*PROBLEM TO WORK ON*
Count every line where "size" shows up, and give that number only.

— start —

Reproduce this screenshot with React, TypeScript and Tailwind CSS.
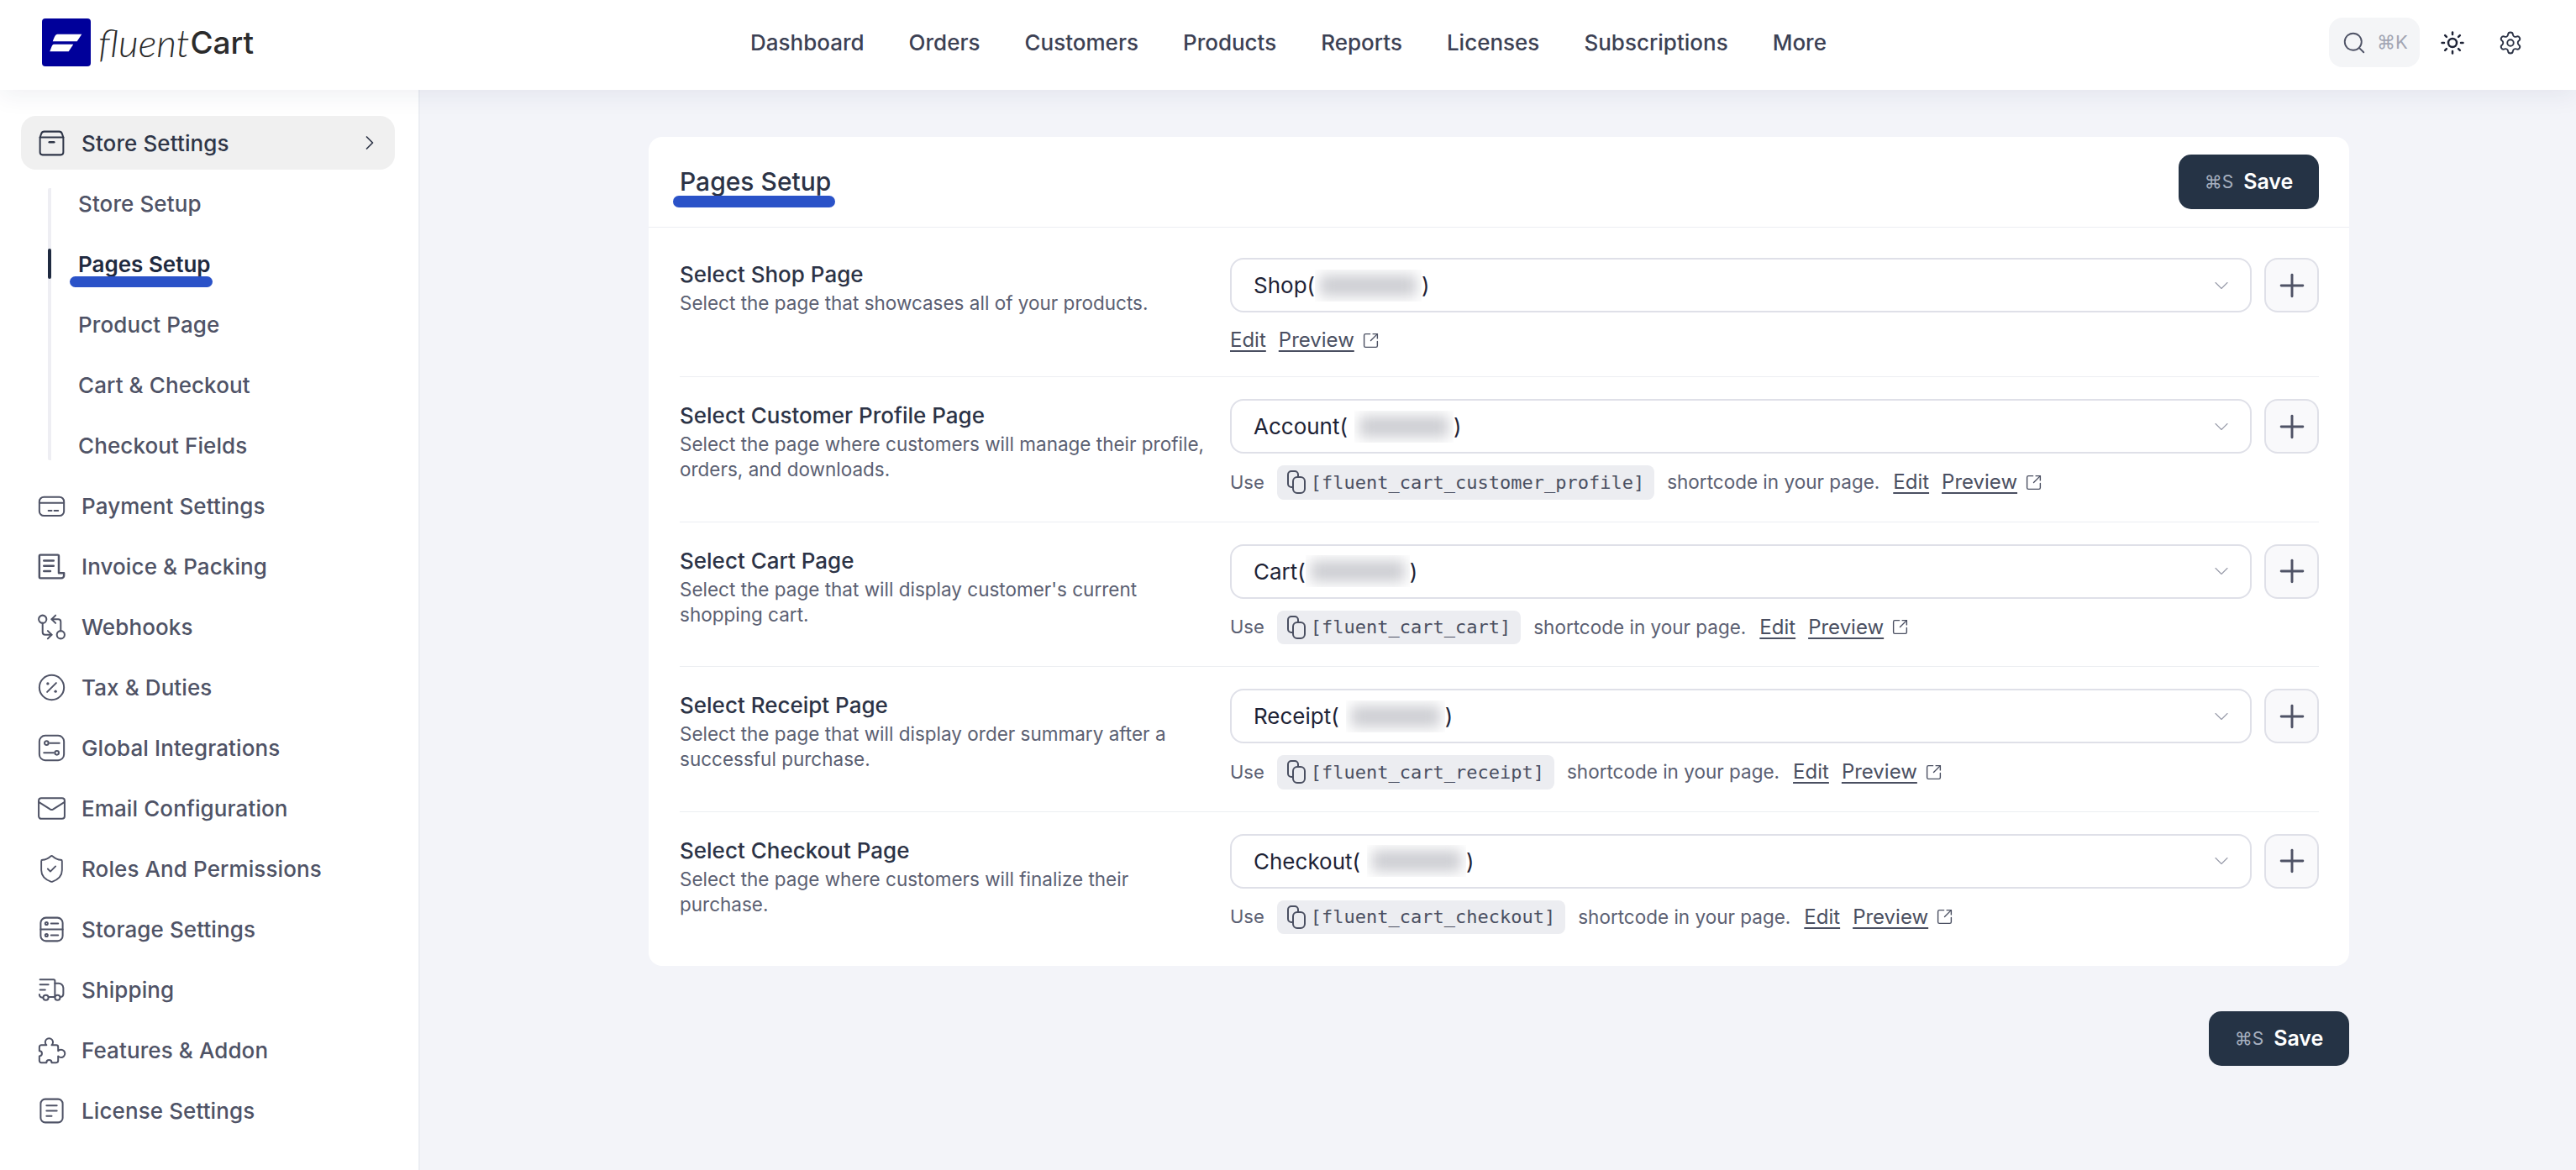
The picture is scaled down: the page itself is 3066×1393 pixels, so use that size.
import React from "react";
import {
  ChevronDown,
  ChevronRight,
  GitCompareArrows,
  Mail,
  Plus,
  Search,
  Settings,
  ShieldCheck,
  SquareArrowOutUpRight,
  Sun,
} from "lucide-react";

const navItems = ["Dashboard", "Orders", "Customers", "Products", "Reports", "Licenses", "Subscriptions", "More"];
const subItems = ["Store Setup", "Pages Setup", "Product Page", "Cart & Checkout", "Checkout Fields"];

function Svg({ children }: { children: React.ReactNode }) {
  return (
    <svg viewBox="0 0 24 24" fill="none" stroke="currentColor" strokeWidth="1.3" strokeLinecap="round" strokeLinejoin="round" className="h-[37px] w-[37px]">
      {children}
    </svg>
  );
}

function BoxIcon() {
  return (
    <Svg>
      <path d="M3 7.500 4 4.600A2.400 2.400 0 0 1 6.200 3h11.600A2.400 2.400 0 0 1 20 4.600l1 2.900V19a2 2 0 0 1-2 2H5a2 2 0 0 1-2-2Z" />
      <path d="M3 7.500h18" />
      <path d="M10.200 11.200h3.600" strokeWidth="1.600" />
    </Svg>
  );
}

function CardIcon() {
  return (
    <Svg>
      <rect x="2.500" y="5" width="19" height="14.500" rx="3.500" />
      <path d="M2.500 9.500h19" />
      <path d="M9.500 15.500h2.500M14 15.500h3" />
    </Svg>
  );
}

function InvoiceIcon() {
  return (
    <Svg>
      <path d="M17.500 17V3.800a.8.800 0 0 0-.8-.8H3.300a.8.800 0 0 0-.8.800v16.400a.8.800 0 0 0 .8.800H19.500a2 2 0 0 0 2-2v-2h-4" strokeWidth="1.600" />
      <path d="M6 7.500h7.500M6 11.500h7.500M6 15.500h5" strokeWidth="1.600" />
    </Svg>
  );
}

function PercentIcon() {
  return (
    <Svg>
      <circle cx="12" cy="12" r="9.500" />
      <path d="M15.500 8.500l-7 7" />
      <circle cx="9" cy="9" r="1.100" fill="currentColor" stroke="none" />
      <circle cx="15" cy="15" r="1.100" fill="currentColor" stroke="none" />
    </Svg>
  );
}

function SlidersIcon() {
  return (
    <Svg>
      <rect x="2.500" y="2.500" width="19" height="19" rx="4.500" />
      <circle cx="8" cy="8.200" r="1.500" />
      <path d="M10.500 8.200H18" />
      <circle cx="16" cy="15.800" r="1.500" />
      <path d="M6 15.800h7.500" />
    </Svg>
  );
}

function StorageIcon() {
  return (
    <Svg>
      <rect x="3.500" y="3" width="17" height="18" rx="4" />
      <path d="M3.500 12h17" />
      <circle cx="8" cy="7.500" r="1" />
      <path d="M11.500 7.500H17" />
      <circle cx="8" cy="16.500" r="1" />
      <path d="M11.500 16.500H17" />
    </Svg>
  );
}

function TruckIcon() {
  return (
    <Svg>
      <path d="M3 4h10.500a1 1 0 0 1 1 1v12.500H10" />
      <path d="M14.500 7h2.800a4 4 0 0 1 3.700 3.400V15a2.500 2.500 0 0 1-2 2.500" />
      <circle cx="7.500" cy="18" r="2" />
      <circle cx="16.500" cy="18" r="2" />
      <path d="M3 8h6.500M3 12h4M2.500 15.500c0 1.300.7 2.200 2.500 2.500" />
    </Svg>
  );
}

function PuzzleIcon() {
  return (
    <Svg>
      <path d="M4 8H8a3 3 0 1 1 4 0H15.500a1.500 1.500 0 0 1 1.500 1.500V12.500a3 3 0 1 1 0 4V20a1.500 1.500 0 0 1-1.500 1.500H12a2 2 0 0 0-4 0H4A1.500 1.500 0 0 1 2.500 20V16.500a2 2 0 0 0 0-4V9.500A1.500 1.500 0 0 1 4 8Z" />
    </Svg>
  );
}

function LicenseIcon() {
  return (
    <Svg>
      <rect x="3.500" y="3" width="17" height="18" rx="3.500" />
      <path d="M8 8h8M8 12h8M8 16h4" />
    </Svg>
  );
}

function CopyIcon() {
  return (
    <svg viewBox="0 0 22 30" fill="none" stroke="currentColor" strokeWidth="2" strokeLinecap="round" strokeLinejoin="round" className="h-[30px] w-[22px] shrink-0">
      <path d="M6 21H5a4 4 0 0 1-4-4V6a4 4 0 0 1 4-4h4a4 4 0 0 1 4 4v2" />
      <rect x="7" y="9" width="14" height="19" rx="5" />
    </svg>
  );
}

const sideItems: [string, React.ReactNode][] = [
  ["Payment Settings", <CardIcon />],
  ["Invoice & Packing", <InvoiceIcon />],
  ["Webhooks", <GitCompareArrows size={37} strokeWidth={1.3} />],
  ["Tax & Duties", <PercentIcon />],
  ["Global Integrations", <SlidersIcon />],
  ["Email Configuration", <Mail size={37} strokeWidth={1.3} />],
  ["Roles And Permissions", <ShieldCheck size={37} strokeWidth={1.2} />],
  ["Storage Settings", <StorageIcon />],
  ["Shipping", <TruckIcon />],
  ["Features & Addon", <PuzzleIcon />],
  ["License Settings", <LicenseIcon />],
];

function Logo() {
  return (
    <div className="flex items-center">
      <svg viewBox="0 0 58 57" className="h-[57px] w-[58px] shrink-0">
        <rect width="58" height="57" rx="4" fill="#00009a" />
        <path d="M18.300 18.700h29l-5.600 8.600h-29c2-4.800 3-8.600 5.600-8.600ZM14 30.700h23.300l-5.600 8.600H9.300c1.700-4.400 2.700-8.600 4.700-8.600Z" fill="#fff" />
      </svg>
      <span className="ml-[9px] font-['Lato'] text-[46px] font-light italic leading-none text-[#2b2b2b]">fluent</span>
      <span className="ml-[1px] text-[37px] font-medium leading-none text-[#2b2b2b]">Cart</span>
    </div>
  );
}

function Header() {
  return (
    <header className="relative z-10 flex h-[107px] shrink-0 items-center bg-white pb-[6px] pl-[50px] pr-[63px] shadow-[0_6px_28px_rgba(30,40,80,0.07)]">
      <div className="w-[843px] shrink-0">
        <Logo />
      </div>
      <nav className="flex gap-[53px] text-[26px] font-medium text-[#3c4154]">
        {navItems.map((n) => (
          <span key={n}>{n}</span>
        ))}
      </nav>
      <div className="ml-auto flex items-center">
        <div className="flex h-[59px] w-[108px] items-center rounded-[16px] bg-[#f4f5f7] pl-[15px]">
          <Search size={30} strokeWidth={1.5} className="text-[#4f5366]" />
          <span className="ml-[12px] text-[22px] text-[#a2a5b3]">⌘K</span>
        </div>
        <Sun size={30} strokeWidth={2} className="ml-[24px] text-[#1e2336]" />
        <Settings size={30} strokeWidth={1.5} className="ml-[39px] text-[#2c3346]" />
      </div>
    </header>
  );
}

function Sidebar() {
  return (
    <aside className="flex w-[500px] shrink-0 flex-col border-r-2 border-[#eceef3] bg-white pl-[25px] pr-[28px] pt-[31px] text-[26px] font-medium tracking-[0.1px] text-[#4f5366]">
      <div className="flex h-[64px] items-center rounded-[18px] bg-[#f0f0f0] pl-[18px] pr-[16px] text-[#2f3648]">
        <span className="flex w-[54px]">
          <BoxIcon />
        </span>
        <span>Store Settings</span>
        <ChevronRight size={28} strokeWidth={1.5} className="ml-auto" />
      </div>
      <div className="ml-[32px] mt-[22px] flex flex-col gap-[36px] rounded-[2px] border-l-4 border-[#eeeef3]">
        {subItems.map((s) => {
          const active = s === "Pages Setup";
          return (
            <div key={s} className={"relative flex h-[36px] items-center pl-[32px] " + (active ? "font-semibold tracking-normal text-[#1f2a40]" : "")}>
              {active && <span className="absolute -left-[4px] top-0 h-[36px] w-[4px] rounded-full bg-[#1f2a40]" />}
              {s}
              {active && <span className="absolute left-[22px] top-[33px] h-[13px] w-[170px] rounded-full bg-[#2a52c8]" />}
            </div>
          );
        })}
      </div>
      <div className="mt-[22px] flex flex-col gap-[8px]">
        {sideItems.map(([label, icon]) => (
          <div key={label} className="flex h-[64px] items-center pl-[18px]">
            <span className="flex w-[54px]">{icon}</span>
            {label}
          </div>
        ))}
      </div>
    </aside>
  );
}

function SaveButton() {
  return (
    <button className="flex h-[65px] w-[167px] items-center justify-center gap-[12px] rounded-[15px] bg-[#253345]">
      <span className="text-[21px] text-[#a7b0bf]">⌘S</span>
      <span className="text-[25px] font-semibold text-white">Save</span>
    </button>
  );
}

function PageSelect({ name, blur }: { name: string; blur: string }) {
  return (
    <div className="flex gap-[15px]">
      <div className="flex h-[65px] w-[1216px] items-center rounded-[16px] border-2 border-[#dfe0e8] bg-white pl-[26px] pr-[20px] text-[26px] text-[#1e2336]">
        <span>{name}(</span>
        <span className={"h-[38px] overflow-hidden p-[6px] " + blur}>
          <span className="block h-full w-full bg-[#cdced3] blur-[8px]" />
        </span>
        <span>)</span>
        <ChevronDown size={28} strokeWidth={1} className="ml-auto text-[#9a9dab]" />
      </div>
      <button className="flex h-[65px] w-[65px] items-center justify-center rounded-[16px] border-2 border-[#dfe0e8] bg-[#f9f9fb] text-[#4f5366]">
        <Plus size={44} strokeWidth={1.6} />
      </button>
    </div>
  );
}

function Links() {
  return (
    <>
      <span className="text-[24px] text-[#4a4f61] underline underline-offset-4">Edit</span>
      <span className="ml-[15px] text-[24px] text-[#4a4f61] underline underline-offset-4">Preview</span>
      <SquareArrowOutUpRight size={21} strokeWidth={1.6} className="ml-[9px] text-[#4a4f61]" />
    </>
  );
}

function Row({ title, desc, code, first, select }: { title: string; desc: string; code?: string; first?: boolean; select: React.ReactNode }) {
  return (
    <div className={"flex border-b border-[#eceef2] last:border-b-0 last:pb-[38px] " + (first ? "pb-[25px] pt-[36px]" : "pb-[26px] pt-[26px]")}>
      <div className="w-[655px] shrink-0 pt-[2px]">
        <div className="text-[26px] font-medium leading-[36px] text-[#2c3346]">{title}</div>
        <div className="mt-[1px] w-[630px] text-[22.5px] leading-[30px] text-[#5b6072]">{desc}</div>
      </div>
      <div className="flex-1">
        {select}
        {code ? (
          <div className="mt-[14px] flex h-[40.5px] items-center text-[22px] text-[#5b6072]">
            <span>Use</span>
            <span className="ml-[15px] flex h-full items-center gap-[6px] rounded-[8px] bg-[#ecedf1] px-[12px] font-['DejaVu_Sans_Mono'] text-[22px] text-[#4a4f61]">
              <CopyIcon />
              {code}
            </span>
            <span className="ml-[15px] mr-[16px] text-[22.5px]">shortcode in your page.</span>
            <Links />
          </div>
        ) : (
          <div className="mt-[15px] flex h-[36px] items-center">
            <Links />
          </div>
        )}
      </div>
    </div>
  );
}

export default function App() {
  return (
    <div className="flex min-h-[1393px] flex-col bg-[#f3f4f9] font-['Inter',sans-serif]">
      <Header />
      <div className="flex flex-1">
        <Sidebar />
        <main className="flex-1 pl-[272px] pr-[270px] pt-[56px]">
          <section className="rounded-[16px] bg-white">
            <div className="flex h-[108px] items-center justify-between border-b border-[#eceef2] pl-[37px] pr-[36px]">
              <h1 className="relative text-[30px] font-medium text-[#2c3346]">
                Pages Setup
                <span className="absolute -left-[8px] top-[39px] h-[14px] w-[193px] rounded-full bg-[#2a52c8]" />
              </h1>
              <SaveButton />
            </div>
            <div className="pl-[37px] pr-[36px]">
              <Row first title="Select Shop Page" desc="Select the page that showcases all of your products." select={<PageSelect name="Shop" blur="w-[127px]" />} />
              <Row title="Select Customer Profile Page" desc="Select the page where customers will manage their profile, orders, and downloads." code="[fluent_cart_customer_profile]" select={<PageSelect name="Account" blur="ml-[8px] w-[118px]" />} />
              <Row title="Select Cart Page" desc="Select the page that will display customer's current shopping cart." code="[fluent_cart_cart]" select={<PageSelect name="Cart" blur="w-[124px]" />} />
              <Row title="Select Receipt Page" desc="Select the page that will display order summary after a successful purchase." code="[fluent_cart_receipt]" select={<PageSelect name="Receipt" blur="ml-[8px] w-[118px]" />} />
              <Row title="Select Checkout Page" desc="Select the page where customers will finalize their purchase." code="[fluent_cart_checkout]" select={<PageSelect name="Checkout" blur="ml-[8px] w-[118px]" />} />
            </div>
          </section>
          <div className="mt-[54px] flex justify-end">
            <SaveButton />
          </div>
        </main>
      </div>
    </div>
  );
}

— end —

*RESULT*
11